Raw data —
========
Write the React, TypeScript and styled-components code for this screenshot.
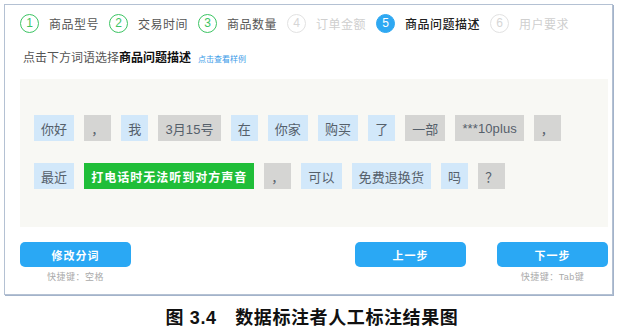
========
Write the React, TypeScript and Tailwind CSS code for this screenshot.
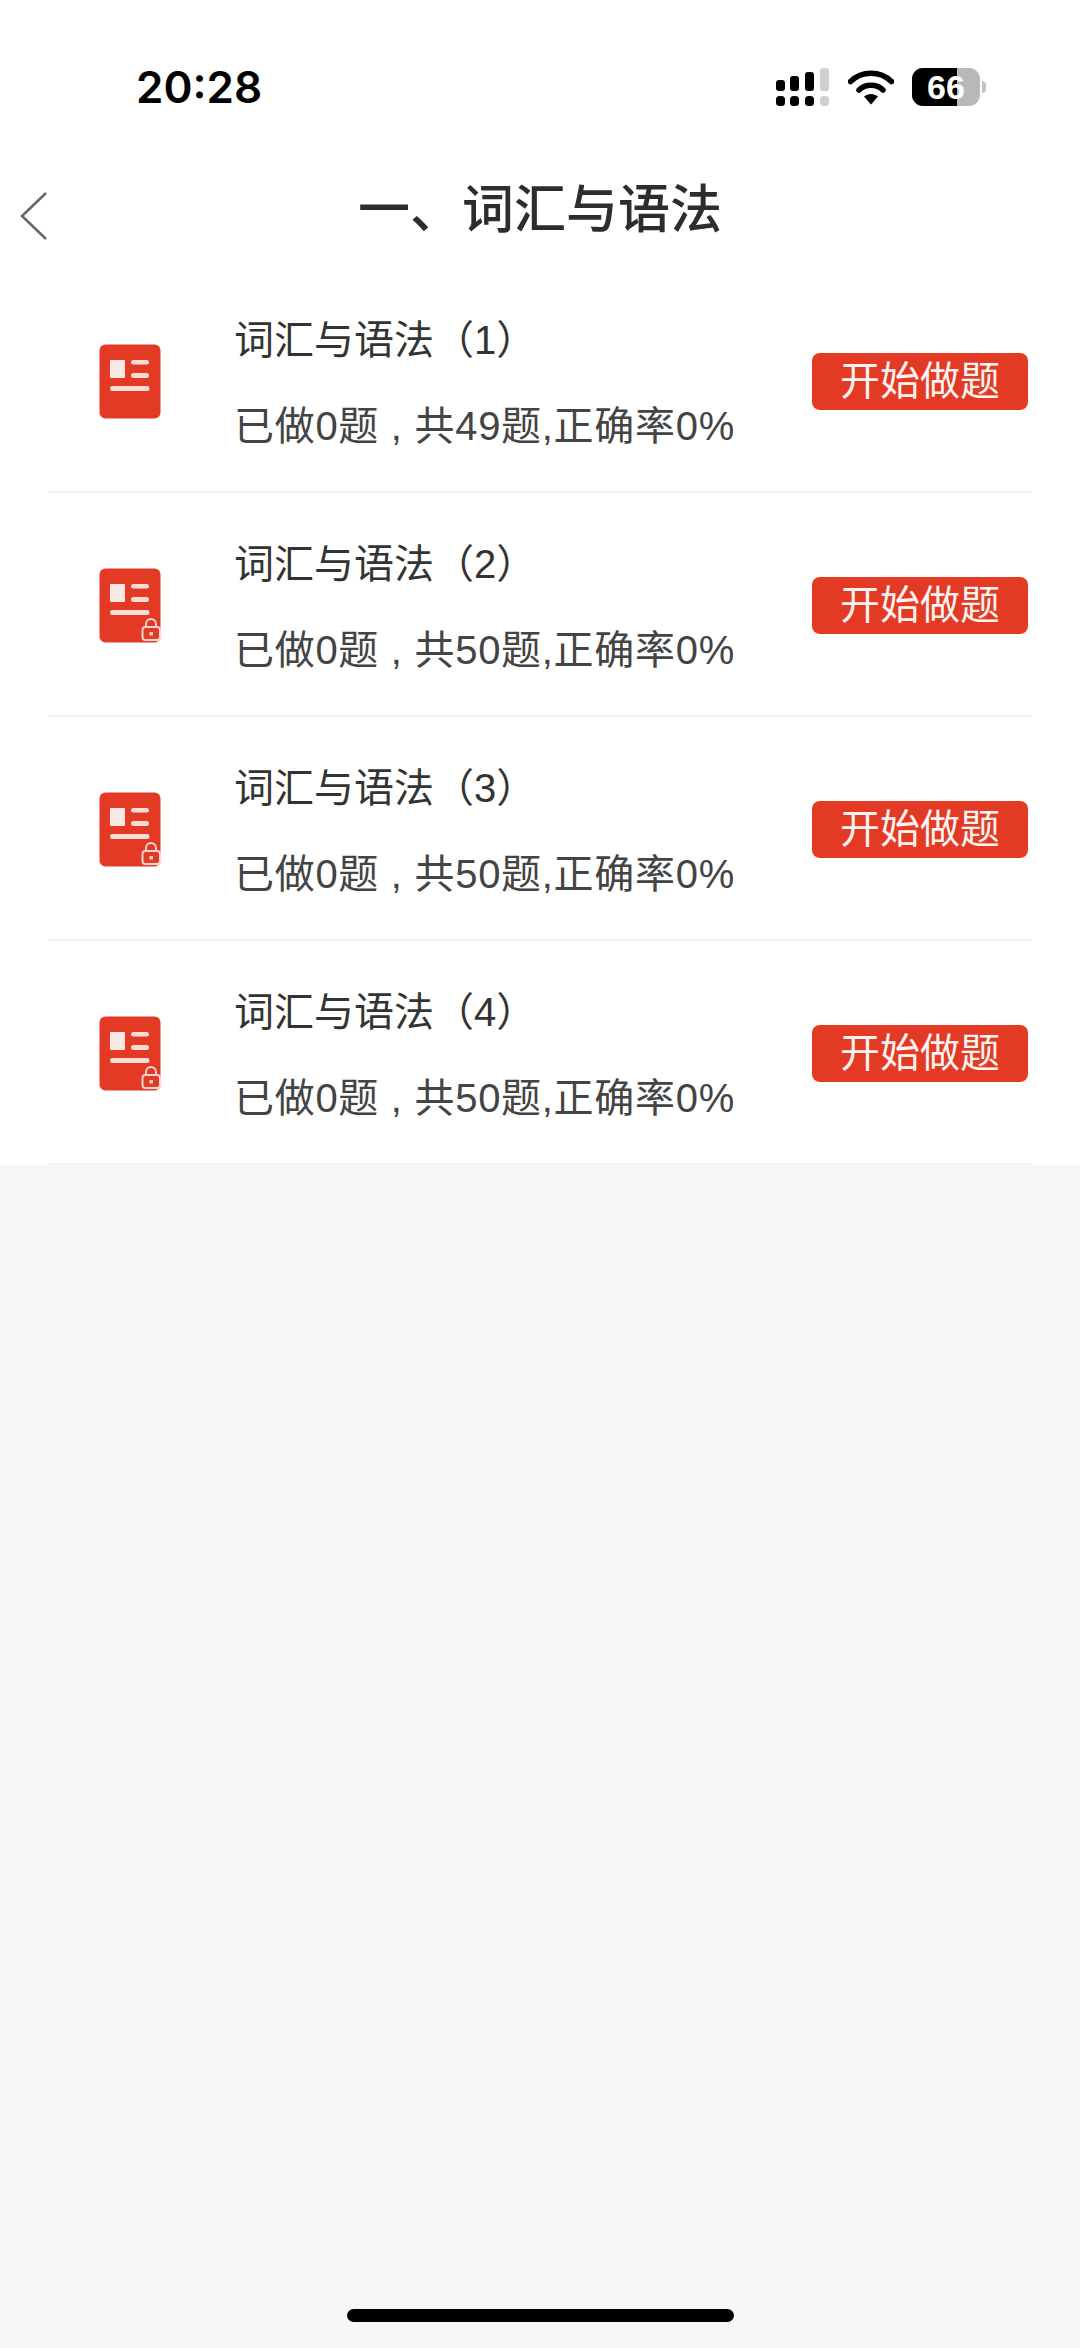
========
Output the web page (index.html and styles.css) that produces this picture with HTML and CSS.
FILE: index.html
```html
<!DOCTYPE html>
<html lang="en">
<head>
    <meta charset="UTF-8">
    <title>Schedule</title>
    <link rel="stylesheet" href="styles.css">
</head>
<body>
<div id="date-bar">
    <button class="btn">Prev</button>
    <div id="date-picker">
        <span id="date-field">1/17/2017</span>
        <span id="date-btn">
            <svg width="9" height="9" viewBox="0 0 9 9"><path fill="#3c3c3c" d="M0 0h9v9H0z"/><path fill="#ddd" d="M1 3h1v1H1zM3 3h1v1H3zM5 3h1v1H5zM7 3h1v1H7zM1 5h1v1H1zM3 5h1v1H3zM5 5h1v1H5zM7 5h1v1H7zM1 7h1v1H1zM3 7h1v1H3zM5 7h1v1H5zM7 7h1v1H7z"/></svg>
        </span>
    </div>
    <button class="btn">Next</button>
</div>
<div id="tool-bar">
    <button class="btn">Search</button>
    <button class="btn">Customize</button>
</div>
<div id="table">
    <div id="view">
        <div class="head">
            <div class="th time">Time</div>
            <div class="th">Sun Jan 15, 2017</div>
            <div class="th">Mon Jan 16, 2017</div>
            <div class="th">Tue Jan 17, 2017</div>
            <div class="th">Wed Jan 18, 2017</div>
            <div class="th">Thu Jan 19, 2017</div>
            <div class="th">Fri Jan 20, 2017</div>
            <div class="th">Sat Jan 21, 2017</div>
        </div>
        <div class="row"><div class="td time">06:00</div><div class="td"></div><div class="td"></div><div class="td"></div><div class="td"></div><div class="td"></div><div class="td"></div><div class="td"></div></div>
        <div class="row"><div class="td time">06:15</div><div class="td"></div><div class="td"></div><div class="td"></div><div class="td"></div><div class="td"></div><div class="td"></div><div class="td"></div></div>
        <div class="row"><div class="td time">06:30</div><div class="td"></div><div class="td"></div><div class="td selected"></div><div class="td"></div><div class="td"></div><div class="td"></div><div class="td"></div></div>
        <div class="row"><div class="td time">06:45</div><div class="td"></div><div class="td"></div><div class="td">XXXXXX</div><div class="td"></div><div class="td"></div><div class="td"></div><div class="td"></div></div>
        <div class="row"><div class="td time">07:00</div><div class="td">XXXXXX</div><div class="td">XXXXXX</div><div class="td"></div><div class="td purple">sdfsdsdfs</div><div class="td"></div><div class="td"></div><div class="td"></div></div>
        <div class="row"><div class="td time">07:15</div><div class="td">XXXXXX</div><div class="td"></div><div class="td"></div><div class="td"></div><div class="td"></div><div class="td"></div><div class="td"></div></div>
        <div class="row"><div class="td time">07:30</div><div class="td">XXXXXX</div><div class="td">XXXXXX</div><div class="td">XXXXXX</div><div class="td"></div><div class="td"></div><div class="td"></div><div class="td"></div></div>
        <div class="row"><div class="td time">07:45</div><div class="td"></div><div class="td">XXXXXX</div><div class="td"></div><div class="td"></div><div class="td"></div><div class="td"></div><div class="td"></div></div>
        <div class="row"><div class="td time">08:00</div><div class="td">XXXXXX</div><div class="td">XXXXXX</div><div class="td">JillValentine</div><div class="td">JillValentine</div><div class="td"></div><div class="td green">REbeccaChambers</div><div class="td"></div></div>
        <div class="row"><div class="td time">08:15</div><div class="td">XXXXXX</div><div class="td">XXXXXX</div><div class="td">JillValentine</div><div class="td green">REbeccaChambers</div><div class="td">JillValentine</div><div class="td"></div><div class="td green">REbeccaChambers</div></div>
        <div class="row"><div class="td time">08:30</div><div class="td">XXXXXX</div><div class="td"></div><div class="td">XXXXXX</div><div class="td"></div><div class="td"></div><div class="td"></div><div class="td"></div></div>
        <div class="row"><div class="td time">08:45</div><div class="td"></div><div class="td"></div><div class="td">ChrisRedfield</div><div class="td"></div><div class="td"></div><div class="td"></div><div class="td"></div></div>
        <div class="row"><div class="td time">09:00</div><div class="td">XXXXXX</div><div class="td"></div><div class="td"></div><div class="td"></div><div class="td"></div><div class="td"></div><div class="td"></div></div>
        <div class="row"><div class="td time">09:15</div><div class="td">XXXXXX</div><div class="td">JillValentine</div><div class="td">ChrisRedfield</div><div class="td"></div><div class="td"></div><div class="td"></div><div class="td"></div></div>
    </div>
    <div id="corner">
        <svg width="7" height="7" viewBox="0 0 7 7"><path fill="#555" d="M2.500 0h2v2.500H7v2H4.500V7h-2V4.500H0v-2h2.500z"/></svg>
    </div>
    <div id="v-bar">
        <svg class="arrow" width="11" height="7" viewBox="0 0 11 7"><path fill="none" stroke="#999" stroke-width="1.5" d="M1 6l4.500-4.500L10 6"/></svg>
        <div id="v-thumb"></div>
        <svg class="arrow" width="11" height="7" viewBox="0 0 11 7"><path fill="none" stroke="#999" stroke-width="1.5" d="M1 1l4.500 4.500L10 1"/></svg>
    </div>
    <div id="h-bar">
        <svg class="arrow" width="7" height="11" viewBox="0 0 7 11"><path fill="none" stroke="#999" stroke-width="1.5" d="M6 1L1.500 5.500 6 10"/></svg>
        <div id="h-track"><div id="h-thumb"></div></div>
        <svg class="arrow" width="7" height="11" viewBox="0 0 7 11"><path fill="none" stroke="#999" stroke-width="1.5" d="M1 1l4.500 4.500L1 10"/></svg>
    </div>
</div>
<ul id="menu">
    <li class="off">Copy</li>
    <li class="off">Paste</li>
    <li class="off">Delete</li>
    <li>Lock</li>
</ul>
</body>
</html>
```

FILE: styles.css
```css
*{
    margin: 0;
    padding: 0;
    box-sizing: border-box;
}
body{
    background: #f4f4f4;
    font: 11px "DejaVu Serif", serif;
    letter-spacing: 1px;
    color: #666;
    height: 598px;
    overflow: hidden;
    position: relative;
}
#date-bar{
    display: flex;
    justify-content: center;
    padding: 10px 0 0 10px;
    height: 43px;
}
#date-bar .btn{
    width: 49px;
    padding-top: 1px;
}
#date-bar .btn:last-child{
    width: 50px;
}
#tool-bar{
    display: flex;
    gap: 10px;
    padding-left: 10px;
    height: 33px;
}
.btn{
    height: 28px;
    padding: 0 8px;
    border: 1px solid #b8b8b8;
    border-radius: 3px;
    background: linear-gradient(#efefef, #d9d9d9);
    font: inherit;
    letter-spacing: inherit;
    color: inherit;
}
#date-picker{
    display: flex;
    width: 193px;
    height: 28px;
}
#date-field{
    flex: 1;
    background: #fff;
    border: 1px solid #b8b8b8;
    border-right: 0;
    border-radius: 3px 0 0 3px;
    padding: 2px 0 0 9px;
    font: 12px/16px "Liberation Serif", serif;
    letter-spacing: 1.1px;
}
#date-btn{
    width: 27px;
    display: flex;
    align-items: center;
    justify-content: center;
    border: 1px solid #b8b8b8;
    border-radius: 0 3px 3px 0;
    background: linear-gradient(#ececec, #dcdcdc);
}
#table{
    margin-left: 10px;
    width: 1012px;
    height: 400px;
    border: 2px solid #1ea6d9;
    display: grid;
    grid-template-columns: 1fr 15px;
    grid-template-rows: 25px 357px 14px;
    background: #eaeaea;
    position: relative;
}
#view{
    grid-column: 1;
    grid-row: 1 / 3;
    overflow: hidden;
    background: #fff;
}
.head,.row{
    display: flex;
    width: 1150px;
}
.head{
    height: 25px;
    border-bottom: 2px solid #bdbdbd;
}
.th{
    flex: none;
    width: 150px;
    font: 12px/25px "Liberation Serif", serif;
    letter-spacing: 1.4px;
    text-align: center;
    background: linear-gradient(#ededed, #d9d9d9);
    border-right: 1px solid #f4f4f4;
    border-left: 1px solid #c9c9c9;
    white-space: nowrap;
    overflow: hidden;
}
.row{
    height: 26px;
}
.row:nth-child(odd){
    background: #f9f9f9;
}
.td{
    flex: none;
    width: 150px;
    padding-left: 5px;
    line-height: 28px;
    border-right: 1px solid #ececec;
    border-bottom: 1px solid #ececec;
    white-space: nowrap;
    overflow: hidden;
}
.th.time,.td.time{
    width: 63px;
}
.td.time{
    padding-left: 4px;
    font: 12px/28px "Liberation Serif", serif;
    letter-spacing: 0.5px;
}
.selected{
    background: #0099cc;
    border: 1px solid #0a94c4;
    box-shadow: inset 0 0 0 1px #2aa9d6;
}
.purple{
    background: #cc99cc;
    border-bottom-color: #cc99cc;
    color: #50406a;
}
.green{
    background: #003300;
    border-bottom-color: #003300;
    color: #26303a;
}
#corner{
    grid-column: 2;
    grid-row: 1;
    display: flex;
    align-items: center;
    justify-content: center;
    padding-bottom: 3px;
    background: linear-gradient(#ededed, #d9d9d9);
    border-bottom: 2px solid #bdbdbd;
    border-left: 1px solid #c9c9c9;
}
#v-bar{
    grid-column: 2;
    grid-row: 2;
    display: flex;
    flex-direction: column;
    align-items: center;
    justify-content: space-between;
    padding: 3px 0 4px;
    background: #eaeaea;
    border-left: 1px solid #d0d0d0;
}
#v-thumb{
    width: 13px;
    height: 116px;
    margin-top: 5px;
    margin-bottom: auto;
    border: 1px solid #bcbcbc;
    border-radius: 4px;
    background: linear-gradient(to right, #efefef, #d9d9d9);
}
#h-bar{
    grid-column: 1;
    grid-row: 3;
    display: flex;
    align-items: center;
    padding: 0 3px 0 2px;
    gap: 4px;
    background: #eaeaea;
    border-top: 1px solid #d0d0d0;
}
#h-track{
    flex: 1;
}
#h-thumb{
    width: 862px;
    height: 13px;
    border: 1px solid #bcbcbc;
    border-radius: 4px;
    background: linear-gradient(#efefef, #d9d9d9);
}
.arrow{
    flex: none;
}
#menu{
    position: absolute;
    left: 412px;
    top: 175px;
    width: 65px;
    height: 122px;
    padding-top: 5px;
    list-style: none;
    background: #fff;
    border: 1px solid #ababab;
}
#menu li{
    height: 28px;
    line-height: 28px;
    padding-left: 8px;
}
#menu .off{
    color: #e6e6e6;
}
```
========
Your objective —
Show every line where the string "Write" appears.

Solution for this exercise —
Write the React, TypeScript and styled-components code for this screenshot.
Write the React, TypeScript and Tailwind CSS code for this screenshot.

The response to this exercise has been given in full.